Start of RECORDS PROVIDED

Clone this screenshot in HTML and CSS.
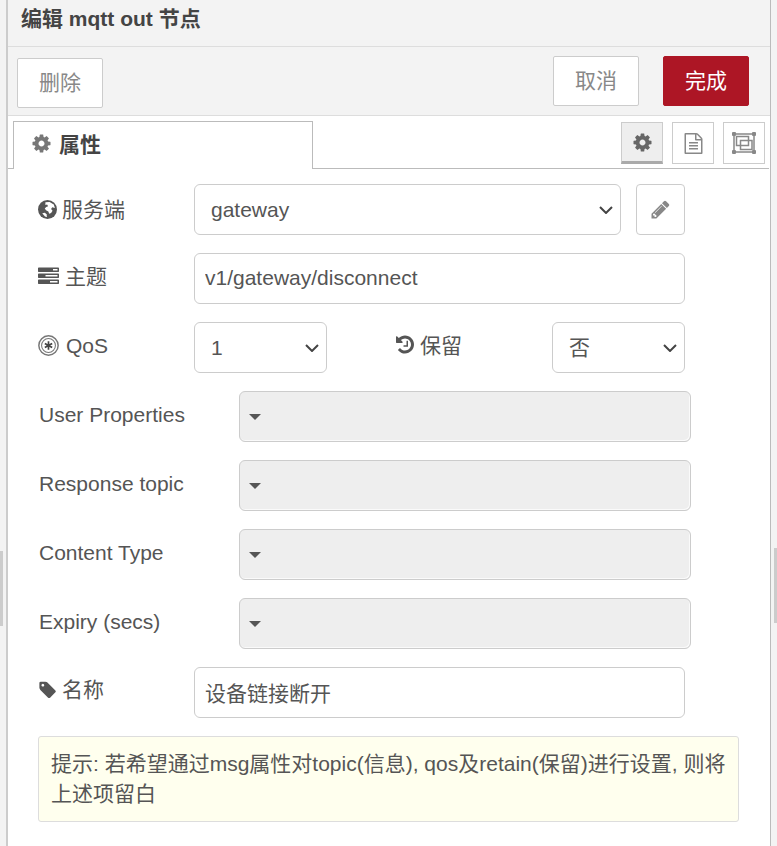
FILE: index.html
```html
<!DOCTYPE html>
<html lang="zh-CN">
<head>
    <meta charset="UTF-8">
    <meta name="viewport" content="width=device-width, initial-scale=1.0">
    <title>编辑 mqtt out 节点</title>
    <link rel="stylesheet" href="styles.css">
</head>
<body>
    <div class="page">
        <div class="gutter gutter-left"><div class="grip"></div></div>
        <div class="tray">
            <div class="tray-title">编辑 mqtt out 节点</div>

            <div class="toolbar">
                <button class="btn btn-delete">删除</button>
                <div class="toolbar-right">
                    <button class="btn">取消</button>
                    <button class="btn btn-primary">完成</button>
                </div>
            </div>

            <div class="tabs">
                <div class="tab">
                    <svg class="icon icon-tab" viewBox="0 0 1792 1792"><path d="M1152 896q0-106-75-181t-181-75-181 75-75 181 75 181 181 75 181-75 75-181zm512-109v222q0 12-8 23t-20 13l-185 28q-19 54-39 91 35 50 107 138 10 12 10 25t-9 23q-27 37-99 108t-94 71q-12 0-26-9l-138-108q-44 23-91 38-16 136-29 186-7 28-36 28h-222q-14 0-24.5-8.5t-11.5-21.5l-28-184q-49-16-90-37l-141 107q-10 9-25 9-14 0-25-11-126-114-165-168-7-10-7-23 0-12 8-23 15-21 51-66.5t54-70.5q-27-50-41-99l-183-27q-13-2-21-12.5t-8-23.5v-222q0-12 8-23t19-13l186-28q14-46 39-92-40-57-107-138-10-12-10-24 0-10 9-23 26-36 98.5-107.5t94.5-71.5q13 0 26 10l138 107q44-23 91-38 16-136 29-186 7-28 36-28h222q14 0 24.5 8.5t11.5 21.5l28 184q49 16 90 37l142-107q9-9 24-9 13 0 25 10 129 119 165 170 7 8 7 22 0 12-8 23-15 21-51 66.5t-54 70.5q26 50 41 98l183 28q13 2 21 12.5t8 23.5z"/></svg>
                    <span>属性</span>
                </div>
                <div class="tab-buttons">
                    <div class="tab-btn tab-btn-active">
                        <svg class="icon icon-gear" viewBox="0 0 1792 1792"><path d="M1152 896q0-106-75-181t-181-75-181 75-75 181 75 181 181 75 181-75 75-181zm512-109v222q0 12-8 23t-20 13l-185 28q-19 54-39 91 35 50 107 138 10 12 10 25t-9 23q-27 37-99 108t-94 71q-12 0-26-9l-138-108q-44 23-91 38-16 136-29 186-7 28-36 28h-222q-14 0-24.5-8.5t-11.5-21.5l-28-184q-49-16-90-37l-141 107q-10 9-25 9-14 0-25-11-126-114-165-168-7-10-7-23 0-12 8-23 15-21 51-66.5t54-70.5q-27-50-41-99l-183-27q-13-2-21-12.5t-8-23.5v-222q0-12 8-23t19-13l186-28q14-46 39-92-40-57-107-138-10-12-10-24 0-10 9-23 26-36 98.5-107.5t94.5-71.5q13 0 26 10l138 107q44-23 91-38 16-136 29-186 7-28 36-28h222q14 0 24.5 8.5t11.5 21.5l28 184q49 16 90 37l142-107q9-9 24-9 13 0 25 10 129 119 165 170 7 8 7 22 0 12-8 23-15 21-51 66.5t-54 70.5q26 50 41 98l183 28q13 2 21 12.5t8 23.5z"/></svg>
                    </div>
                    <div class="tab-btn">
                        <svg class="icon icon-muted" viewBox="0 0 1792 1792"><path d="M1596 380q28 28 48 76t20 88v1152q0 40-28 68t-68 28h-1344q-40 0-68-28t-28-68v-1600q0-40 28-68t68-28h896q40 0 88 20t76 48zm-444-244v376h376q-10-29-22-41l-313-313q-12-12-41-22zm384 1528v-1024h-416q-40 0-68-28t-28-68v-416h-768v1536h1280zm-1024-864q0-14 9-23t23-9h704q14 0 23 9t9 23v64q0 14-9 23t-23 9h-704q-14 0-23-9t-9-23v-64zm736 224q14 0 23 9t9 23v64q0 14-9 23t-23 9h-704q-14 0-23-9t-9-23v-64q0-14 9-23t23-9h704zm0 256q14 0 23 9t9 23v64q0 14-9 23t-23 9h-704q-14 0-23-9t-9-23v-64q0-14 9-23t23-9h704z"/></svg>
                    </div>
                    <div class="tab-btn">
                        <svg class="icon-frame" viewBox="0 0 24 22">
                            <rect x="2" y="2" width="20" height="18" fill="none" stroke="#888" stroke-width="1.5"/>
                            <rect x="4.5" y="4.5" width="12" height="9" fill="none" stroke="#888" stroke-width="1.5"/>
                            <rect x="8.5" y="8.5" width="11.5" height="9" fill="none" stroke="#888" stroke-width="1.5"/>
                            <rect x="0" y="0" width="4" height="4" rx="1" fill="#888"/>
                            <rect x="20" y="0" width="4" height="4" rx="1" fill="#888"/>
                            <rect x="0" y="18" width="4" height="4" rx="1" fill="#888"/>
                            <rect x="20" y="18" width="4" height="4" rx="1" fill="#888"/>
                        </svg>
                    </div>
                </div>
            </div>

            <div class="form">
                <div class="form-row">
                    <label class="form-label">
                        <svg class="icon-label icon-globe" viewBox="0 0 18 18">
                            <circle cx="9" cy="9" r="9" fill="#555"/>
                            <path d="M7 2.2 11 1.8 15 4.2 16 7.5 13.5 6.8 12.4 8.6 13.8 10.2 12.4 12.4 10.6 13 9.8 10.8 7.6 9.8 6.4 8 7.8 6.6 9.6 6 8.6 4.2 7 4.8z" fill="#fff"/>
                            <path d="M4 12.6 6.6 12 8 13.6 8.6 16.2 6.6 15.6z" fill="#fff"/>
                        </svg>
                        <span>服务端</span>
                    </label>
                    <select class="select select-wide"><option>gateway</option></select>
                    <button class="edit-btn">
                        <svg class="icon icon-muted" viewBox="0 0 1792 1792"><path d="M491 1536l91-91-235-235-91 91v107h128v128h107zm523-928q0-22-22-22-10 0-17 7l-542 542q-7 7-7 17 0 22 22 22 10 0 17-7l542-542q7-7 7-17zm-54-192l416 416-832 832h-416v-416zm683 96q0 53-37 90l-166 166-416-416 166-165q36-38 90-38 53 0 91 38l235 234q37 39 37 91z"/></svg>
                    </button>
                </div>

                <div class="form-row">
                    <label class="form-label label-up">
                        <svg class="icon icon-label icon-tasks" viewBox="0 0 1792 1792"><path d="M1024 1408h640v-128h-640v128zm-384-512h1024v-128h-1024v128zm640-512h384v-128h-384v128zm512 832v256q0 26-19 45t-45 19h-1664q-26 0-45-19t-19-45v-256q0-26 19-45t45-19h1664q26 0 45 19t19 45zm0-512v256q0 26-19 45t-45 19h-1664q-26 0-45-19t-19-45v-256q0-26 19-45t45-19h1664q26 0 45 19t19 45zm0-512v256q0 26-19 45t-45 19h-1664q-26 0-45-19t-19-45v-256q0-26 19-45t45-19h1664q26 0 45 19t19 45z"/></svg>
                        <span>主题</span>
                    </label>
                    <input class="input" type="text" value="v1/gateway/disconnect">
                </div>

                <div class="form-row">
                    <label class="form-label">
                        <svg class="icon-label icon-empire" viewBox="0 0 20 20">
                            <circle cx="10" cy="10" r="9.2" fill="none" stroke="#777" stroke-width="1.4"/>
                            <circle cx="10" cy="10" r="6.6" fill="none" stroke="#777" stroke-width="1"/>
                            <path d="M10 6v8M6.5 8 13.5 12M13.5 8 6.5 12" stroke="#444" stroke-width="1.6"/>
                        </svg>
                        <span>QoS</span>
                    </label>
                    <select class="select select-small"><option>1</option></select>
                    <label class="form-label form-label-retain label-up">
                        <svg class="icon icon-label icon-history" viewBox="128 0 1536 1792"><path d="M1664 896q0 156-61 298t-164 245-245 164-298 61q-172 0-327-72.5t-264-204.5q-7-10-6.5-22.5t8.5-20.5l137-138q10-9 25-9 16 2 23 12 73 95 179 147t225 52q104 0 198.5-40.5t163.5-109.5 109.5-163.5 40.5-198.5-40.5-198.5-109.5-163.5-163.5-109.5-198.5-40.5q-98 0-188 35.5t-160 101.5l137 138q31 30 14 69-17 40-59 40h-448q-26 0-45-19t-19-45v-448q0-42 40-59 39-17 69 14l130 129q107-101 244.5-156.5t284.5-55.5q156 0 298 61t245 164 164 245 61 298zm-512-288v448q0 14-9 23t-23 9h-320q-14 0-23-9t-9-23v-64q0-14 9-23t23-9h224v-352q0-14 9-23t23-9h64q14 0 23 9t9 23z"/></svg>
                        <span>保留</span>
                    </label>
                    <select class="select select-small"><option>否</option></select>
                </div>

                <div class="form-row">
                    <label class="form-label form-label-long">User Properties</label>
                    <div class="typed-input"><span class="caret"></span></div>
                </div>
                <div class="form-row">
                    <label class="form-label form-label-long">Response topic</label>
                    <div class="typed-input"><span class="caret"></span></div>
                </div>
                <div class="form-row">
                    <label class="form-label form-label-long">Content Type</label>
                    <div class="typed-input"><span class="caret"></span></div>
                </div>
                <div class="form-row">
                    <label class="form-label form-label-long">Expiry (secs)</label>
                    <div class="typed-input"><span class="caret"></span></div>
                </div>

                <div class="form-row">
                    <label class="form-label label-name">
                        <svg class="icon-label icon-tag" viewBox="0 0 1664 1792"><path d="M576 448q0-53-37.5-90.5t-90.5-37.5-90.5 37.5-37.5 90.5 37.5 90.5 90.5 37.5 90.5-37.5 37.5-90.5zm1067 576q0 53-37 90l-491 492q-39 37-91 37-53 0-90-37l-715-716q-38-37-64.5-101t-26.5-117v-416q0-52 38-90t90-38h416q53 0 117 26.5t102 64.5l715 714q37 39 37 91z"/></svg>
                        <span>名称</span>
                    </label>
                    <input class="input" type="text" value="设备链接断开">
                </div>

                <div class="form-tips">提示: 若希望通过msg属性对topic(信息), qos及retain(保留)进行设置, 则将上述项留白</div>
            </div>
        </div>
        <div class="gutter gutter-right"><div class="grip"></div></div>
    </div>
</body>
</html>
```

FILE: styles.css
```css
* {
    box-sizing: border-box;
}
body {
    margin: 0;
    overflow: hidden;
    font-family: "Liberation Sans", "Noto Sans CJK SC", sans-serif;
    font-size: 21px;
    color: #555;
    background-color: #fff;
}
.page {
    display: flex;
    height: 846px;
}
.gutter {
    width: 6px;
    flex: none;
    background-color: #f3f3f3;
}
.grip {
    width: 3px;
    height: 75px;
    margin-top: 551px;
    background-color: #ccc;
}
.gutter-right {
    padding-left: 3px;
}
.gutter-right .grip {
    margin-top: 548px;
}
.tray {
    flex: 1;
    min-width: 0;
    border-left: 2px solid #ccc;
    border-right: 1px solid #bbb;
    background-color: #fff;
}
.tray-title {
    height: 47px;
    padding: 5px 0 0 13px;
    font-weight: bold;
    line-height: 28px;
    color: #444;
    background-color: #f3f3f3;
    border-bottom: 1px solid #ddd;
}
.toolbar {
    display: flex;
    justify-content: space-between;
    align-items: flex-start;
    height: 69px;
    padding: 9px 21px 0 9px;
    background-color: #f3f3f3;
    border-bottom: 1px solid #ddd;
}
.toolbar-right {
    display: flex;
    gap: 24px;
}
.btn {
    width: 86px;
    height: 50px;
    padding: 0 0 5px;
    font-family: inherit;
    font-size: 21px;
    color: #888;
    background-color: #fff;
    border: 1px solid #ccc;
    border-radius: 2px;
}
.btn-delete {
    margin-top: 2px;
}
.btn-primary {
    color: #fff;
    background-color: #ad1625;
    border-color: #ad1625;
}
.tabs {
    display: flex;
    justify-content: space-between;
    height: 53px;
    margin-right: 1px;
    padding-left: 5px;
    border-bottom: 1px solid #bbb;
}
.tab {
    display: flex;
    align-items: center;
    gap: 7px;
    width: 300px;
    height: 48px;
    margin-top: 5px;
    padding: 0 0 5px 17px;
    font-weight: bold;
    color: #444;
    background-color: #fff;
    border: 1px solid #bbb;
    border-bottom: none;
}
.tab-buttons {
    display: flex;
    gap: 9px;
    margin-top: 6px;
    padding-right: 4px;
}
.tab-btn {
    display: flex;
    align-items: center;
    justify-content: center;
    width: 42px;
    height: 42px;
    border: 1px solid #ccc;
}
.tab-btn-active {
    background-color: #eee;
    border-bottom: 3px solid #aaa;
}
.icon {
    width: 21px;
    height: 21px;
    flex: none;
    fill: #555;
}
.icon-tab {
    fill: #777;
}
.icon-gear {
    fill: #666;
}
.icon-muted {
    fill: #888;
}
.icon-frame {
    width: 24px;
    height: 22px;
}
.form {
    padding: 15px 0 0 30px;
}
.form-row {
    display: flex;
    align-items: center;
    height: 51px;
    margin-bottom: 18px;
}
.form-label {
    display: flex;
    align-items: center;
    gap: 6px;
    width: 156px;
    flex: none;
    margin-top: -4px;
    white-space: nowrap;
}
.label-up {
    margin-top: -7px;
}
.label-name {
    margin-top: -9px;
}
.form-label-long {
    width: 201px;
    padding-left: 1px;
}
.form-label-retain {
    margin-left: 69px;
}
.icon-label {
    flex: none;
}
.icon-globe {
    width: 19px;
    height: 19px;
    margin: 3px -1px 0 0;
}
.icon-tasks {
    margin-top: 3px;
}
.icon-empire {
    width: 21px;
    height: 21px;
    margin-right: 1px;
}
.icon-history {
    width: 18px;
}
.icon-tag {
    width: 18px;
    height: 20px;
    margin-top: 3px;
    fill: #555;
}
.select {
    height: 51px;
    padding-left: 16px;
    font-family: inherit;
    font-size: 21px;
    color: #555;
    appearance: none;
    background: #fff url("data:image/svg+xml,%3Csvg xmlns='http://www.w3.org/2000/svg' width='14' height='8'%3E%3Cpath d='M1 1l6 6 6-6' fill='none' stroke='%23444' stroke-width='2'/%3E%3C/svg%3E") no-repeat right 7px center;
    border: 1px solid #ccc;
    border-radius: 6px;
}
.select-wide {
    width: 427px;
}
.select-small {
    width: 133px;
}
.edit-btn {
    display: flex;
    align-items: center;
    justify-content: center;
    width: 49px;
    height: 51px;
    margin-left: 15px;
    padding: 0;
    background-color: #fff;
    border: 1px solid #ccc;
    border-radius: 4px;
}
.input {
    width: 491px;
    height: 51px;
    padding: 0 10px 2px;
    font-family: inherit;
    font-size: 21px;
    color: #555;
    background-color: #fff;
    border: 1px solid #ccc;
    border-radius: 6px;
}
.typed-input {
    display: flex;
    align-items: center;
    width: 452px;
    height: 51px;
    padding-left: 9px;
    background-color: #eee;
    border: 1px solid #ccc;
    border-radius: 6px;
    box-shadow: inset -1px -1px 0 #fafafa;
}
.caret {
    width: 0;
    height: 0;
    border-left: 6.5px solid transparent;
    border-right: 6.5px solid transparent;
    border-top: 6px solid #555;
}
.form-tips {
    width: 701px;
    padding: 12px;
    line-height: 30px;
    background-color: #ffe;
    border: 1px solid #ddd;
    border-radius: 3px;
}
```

End of RECORDS PROVIDED
Start of RECORDS PROVIDED

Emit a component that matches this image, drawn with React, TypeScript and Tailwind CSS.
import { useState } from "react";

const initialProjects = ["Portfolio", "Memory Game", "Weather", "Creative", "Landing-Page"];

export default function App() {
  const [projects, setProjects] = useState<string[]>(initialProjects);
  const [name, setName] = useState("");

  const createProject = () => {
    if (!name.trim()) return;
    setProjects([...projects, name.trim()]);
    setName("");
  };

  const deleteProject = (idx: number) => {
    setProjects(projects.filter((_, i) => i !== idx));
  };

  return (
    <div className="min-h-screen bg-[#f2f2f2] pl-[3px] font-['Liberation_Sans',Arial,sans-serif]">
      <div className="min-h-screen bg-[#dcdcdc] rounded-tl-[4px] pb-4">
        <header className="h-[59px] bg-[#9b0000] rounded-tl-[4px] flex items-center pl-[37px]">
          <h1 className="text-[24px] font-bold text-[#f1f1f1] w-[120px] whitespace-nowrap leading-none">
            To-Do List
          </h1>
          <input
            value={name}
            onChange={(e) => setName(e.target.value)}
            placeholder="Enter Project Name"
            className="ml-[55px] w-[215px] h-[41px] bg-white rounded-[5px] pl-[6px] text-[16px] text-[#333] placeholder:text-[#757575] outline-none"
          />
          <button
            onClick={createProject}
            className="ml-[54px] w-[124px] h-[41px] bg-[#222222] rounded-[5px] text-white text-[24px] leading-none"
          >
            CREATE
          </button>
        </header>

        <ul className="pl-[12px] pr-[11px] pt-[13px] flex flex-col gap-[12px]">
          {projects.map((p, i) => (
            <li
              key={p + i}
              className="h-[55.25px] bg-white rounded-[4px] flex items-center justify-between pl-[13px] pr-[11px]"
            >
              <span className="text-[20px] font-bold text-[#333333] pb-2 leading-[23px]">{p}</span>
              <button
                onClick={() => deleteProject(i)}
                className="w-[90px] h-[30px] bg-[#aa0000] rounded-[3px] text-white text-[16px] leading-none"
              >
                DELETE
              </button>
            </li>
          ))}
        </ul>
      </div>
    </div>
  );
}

End of RECORDS PROVIDED

## [YOUR OBJECTIVE]
Give again the run of lines that opens at the line with "Emit a component" and closes at the line with "const [name, setName]", exactly, and only that run.

## [RIGHT ANSWER]
Emit a component that matches this image, drawn with React, TypeScript and Tailwind CSS.
import { useState } from "react";

const initialProjects = ["Portfolio", "Memory Game", "Weather", "Creative", "Landing-Page"];

export default function App() {
  const [projects, setProjects] = useState<string[]>(initialProjects);
  const [name, setName] = useState("");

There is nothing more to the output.